▸ Problem to work on: Repeat each entry as written and leave the images out of the copy.

******

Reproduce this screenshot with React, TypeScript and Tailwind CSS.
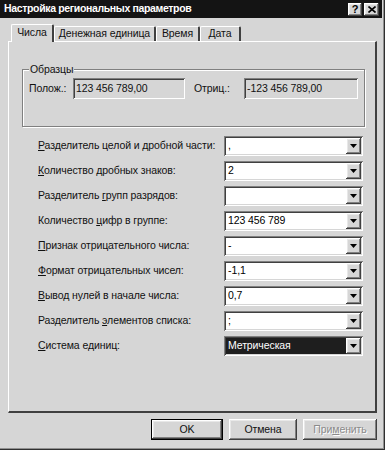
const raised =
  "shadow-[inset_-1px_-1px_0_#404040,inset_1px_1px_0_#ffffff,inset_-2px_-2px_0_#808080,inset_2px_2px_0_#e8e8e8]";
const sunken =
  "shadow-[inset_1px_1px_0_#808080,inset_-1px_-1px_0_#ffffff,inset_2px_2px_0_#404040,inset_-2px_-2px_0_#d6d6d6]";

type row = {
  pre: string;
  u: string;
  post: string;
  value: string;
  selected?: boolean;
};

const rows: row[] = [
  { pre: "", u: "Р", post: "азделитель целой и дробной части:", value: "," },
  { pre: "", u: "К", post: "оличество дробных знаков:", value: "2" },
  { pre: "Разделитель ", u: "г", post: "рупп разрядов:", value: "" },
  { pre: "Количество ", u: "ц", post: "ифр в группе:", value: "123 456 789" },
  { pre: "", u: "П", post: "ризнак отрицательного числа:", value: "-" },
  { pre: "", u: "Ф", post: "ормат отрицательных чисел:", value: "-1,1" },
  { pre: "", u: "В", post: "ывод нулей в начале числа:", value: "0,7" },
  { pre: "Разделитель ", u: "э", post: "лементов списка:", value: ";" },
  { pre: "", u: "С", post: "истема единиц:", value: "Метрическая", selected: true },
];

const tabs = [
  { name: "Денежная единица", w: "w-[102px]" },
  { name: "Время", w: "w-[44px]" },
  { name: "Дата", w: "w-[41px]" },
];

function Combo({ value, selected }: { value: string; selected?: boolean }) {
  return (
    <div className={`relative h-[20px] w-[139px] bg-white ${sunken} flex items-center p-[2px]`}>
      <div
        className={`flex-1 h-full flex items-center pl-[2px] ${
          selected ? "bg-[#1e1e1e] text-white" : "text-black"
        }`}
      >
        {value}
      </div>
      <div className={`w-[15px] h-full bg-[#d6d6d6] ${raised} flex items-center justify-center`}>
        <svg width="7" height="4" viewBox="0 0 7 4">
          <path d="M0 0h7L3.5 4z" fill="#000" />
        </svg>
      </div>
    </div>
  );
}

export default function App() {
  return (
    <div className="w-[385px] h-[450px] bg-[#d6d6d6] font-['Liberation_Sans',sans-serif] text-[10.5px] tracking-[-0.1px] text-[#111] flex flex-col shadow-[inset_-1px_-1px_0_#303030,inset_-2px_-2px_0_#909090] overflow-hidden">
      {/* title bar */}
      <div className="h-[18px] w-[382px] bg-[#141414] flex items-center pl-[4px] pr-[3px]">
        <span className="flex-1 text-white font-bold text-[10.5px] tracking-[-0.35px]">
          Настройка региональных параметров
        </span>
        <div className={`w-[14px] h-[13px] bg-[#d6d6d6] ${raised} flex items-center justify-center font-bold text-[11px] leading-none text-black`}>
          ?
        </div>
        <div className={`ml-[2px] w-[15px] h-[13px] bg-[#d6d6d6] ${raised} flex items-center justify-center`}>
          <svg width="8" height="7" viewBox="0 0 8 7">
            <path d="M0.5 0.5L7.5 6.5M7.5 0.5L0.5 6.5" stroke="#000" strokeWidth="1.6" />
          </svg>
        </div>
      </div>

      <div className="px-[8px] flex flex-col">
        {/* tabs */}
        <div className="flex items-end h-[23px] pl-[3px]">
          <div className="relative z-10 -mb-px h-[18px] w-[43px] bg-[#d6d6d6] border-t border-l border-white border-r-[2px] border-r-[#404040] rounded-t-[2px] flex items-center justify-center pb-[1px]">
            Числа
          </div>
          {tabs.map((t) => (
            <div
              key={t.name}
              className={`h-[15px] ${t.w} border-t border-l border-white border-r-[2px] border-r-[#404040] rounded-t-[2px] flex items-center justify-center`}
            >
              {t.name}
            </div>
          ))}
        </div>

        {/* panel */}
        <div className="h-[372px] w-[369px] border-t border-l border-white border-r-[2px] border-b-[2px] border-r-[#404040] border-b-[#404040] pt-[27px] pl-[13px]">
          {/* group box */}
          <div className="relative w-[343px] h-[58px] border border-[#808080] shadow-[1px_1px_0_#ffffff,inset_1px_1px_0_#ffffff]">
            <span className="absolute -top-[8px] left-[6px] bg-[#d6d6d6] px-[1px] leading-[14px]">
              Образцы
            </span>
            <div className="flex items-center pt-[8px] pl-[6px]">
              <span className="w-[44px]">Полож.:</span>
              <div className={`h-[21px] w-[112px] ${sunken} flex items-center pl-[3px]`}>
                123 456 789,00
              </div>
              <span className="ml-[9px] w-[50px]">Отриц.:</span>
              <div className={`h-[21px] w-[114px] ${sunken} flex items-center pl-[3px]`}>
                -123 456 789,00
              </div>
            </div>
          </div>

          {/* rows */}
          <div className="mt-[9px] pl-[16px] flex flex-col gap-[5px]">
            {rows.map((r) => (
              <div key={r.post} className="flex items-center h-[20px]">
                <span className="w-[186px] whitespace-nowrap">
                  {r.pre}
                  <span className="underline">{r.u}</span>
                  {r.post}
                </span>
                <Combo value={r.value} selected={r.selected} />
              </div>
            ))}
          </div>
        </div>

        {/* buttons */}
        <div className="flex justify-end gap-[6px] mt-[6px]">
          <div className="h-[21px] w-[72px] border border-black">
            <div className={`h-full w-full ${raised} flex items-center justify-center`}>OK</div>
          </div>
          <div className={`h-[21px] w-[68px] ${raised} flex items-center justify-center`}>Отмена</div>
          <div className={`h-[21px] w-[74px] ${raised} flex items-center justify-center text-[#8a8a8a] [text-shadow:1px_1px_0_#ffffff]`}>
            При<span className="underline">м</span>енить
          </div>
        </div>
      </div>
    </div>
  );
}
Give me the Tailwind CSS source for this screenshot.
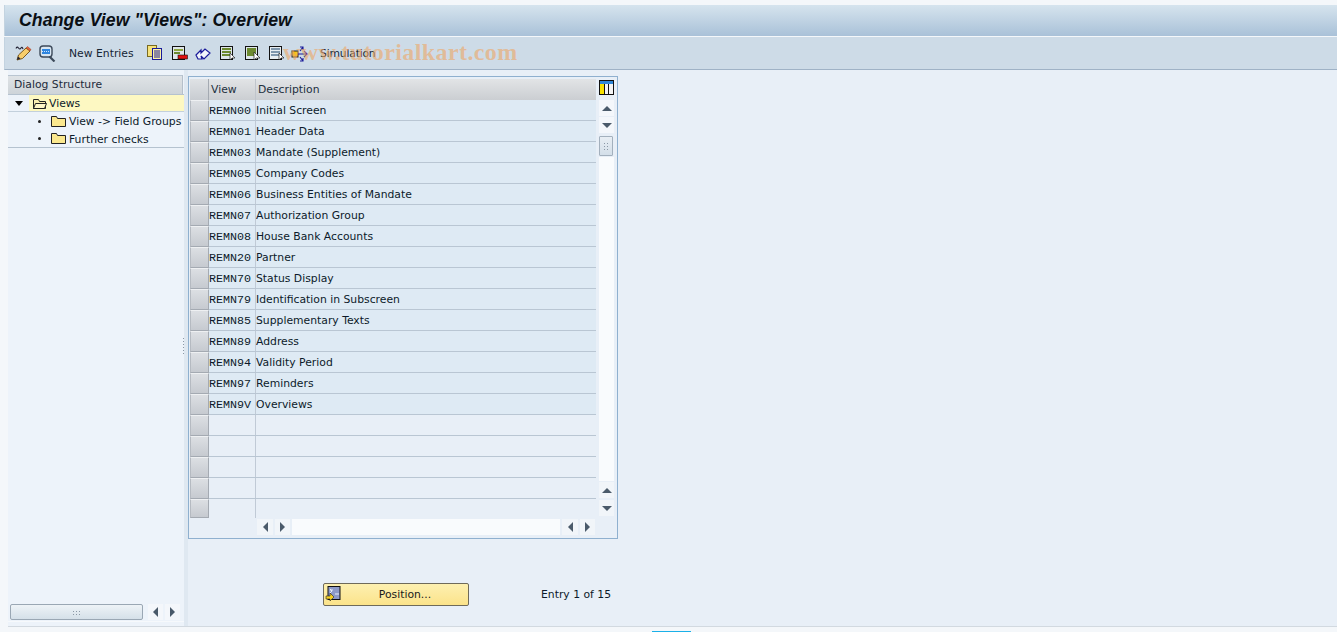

******

▸ Completed exercise:
Reproduce this screenshot with React, TypeScript and Tailwind CSS.
const raised =
  "shadow-[inset_-1px_-1px_0_#404040,inset_1px_1px_0_#ffffff,inset_-2px_-2px_0_#808080,inset_2px_2px_0_#e8e8e8]";
const sunken =
  "shadow-[inset_1px_1px_0_#808080,inset_-1px_-1px_0_#ffffff,inset_2px_2px_0_#404040,inset_-2px_-2px_0_#d6d6d6]";

type row = {
  pre: string;
  u: string;
  post: string;
  value: string;
  selected?: boolean;
};

const rows: row[] = [
  { pre: "", u: "Р", post: "азделитель целой и дробной части:", value: "," },
  { pre: "", u: "К", post: "оличество дробных знаков:", value: "2" },
  { pre: "Разделитель ", u: "г", post: "рупп разрядов:", value: "" },
  { pre: "Количество ", u: "ц", post: "ифр в группе:", value: "123 456 789" },
  { pre: "", u: "П", post: "ризнак отрицательного числа:", value: "-" },
  { pre: "", u: "Ф", post: "ормат отрицательных чисел:", value: "-1,1" },
  { pre: "", u: "В", post: "ывод нулей в начале числа:", value: "0,7" },
  { pre: "Разделитель ", u: "э", post: "лементов списка:", value: ";" },
  { pre: "", u: "С", post: "истема единиц:", value: "Метрическая", selected: true },
];

const tabs = [
  { name: "Денежная единица", w: "w-[102px]" },
  { name: "Время", w: "w-[44px]" },
  { name: "Дата", w: "w-[41px]" },
];

function Combo({ value, selected }: { value: string; selected?: boolean }) {
  return (
    <div className={`relative h-[20px] w-[139px] bg-white ${sunken} flex items-center p-[2px]`}>
      <div
        className={`flex-1 h-full flex items-center pl-[2px] ${
          selected ? "bg-[#1e1e1e] text-white" : "text-black"
        }`}
      >
        {value}
      </div>
      <div className={`w-[15px] h-full bg-[#d6d6d6] ${raised} flex items-center justify-center`}>
        <svg width="7" height="4" viewBox="0 0 7 4">
          <path d="M0 0h7L3.5 4z" fill="#000" />
        </svg>
      </div>
    </div>
  );
}

export default function App() {
  return (
    <div className="w-[385px] h-[450px] bg-[#d6d6d6] font-['Liberation_Sans',sans-serif] text-[10.5px] tracking-[-0.1px] text-[#111] flex flex-col shadow-[inset_-1px_-1px_0_#303030,inset_-2px_-2px_0_#909090] overflow-hidden">
      {/* title bar */}
      <div className="h-[18px] w-[382px] bg-[#141414] flex items-center pl-[4px] pr-[3px]">
        <span className="flex-1 text-white font-bold text-[10.5px] tracking-[-0.35px]">
          Настройка региональных параметров
        </span>
        <div className={`w-[14px] h-[13px] bg-[#d6d6d6] ${raised} flex items-center justify-center font-bold text-[11px] leading-none text-black`}>
          ?
        </div>
        <div className={`ml-[2px] w-[15px] h-[13px] bg-[#d6d6d6] ${raised} flex items-center justify-center`}>
          <svg width="8" height="7" viewBox="0 0 8 7">
            <path d="M0.5 0.5L7.5 6.5M7.5 0.5L0.5 6.5" stroke="#000" strokeWidth="1.6" />
          </svg>
        </div>
      </div>

      <div className="px-[8px] flex flex-col">
        {/* tabs */}
        <div className="flex items-end h-[23px] pl-[3px]">
          <div className="relative z-10 -mb-px h-[18px] w-[43px] bg-[#d6d6d6] border-t border-l border-white border-r-[2px] border-r-[#404040] rounded-t-[2px] flex items-center justify-center pb-[1px]">
            Числа
          </div>
          {tabs.map((t) => (
            <div
              key={t.name}
              className={`h-[15px] ${t.w} border-t border-l border-white border-r-[2px] border-r-[#404040] rounded-t-[2px] flex items-center justify-center`}
            >
              {t.name}
            </div>
          ))}
        </div>

        {/* panel */}
        <div className="h-[372px] w-[369px] border-t border-l border-white border-r-[2px] border-b-[2px] border-r-[#404040] border-b-[#404040] pt-[27px] pl-[13px]">
          {/* group box */}
          <div className="relative w-[343px] h-[58px] border border-[#808080] shadow-[1px_1px_0_#ffffff,inset_1px_1px_0_#ffffff]">
            <span className="absolute -top-[8px] left-[6px] bg-[#d6d6d6] px-[1px] leading-[14px]">
              Образцы
            </span>
            <div className="flex items-center pt-[8px] pl-[6px]">
              <span className="w-[44px]">Полож.:</span>
              <div className={`h-[21px] w-[112px] ${sunken} flex items-center pl-[3px]`}>
                123 456 789,00
              </div>
              <span className="ml-[9px] w-[50px]">Отриц.:</span>
              <div className={`h-[21px] w-[114px] ${sunken} flex items-center pl-[3px]`}>
                -123 456 789,00
              </div>
            </div>
          </div>

          {/* rows */}
          <div className="mt-[9px] pl-[16px] flex flex-col gap-[5px]">
            {rows.map((r) => (
              <div key={r.post} className="flex items-center h-[20px]">
                <span className="w-[186px] whitespace-nowrap">
                  {r.pre}
                  <span className="underline">{r.u}</span>
                  {r.post}
                </span>
                <Combo value={r.value} selected={r.selected} />
              </div>
            ))}
          </div>
        </div>

        {/* buttons */}
        <div className="flex justify-end gap-[6px] mt-[6px]">
          <div className="h-[21px] w-[72px] border border-black">
            <div className={`h-full w-full ${raised} flex items-center justify-center`}>OK</div>
          </div>
          <div className={`h-[21px] w-[68px] ${raised} flex items-center justify-center`}>Отмена</div>
          <div className={`h-[21px] w-[74px] ${raised} flex items-center justify-center text-[#8a8a8a] [text-shadow:1px_1px_0_#ffffff]`}>
            При<span className="underline">м</span>енить
          </div>
        </div>
      </div>
    </div>
  );
}
Give me the Tailwind CSS source for this screenshot.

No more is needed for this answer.